You take a step back for a minute and what is at first inexplicable, starts making sense. Anton Refalo is accused of beating his son. Again I will not go into the reasons why the circumstances 

might explain his behaviour. In every situation there may or may not be extenuating circumstances but I have no expertise in the matter of domestic violence and am completely unqualified to make a call. That’s what courts are for.

My interest in this case comes from the fact that it involves a politician and it therefore has ramifications on governance matters that are firmly in the public interest to examine and discuss.

But there’s a point that comes before that: a question that precedes even the matter on what must Anton Refalo do now he’s facing charges of a criminal nature.

And that question is how is it this matter has come so far?

With all the talk of impunity for people in power, how does a Labour Party grandee not get away with a wink and a nudge? How is it that the same police officers who allow Konrad Mizzi and Keith Schembri to go about undisturbed in spite of evidence against them piled up at the FIAU, move to charge Anton Refalo with domestic violence? How is it that the same police officers who allow Chris Cardona to go about undisturbed whilst he’s caught lying about knowing and meeting the assassins of a journalist, move to charge Anton Refalo with domestic violence?

To understand this play you must take a look at the list of characters.

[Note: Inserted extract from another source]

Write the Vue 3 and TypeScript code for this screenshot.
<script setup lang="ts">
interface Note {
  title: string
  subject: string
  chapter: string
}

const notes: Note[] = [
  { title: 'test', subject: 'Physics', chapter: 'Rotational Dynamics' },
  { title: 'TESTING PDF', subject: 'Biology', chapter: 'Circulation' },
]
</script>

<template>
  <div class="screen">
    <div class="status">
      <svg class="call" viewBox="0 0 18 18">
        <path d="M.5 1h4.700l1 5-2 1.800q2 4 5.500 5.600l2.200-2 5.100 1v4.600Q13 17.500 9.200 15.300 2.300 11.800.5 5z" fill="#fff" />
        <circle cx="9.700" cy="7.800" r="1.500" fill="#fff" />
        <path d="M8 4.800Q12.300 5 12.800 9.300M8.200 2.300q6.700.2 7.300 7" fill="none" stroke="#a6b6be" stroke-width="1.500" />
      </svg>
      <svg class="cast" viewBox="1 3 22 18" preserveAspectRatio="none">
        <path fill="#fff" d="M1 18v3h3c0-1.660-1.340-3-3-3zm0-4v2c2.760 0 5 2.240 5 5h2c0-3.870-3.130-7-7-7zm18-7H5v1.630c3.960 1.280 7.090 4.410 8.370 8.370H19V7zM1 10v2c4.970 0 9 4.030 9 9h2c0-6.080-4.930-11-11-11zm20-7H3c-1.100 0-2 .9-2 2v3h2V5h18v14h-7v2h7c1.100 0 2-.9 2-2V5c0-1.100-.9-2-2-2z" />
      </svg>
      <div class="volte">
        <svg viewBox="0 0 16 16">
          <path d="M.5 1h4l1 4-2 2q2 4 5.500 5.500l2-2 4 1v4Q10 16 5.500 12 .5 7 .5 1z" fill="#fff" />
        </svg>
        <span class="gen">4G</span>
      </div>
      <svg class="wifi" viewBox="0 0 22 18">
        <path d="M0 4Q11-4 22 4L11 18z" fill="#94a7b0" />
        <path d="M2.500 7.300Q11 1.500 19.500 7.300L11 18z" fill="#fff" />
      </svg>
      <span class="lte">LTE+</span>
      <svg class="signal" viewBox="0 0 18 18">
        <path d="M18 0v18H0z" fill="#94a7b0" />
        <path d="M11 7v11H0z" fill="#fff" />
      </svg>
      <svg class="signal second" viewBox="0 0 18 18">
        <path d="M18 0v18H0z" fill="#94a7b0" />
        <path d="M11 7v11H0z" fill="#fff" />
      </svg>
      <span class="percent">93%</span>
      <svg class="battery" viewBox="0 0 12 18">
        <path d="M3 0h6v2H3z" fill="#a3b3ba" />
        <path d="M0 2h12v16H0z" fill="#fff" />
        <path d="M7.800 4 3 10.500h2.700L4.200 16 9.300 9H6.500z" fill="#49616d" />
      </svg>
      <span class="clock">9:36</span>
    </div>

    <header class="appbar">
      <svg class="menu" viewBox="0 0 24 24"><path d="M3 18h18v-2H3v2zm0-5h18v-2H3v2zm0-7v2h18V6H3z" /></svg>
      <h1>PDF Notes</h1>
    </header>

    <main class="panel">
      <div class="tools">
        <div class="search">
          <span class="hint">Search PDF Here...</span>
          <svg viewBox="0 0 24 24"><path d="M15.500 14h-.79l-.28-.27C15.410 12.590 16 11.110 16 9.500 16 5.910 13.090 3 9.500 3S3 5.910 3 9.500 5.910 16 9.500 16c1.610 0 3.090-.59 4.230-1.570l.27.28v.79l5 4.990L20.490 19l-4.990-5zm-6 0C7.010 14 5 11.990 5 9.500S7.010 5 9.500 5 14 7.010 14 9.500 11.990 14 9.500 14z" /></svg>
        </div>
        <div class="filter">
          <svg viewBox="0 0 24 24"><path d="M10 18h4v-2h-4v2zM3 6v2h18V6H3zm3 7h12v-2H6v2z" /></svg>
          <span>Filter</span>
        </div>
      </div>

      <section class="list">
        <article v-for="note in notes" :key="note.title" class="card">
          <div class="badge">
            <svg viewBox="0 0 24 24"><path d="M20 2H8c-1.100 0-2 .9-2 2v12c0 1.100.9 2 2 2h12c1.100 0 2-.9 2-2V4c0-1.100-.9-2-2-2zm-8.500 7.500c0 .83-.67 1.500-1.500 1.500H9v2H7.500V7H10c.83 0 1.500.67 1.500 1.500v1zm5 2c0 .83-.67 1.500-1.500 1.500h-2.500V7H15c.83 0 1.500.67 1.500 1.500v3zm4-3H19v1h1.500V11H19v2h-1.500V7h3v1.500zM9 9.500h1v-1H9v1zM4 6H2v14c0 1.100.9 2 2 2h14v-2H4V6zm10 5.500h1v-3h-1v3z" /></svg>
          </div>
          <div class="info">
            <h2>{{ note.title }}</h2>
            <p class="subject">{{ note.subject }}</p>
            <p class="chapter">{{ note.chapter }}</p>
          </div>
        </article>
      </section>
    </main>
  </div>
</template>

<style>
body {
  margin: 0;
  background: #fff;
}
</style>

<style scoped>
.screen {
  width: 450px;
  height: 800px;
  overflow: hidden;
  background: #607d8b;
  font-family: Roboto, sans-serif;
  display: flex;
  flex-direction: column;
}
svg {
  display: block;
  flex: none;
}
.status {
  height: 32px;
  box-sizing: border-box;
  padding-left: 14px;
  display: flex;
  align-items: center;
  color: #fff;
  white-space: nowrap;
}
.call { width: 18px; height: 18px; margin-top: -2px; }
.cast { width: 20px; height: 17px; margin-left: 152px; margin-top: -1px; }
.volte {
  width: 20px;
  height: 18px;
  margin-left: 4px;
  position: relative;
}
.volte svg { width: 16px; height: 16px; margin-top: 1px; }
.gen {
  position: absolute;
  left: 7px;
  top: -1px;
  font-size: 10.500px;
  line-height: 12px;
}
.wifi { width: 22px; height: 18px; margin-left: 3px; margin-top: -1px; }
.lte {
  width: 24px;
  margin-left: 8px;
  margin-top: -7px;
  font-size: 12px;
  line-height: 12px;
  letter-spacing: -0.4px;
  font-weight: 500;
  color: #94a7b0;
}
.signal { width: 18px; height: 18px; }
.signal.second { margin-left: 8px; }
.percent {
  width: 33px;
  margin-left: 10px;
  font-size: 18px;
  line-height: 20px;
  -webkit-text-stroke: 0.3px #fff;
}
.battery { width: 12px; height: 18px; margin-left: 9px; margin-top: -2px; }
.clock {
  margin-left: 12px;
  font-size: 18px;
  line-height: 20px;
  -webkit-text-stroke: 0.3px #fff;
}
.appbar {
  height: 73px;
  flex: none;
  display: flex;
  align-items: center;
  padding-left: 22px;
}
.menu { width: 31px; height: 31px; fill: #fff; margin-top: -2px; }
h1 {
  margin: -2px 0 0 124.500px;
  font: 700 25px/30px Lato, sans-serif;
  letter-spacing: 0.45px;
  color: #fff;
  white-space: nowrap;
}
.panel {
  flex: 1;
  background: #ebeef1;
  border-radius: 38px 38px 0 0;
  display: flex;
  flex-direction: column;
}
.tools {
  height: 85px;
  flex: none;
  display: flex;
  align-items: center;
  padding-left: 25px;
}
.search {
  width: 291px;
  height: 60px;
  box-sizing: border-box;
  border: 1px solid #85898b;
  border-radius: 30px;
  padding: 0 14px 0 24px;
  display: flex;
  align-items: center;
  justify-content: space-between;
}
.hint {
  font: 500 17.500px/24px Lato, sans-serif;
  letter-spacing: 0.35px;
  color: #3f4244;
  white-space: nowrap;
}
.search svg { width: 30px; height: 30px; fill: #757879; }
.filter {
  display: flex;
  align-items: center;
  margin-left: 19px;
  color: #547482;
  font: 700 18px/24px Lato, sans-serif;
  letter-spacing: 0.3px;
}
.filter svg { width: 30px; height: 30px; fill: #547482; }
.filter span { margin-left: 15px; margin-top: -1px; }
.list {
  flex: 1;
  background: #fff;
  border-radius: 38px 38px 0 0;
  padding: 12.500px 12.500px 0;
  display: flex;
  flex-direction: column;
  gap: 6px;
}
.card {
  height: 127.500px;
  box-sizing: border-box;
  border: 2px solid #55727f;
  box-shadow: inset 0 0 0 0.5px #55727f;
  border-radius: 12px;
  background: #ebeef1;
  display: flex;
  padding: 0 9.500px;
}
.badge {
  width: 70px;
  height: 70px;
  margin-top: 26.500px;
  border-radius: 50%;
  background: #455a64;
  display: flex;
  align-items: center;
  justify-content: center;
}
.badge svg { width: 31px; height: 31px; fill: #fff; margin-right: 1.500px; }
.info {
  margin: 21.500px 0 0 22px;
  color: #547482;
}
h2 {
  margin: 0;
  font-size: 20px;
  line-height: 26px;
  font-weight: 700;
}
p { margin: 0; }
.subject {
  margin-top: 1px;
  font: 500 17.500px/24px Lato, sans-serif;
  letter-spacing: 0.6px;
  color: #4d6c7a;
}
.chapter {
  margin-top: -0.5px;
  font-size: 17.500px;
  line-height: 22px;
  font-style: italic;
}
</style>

The criminal investigation department is headed by Silvio Valletta. He gets to decide when criminal investigations progress and when they don’t, when they lead to charges and when they don’t, when criminals face consequences and when they don’t.

This is a tremendous power but clearly someone needs to wield it.

The least you would expect is that the person whose discretion makes the difference between criminal action or otherwise — and consequently for a politician, irrespective of guilt or innocence, the difference between the termination of a career or its continuation — is impartial and appears to everyone to be so.

Our Constitutional Court has already found the presence of Silvio Valletta very much out of order in this respect. In a case filed by the family of Daphne Caruana Galizia, the court found their fundamental human rights were breached by the mere fact that Silvio Valletta headed the investigation into her killing.

And that’s because Silvio Valletta is married to a government Minister, Justyne Caruana.

I wish them many happy years of marital bliss. But their espousal and the roles which the two of them hold in the context of power in this country is truly intolerable.

You see political motivation in this country does not only boil down to scoring points for Labour at the expense of Nationalists, or the other way round. Political motivation is often just as vicious, if not worse, within the same political party, within the same constituency.

And the titanic tension between Justyne Caruana and Anton Refalo in the thirteenth electoral district is legendary.

Up to the 2017 election Anton Refalo was Minister for Gozo. At that election he was the most popular voting magnet for Labour Party electors in his district. But at that election he was denied the Gozo Ministry which was instead bestowed upon Silvio Valletta’s wife, Justyne Caruana.

Anton Refalo is known not to have taken this lightly. For some time he was hinting he might quit politics altogether and resign his Parliamentary seat. He then changed his mind and was appointed to chair the Heritage Malta Board as part of this administration’s anti-democratic practice of appointing all backbenchers supporting it in Parliament to a salaried public sector position.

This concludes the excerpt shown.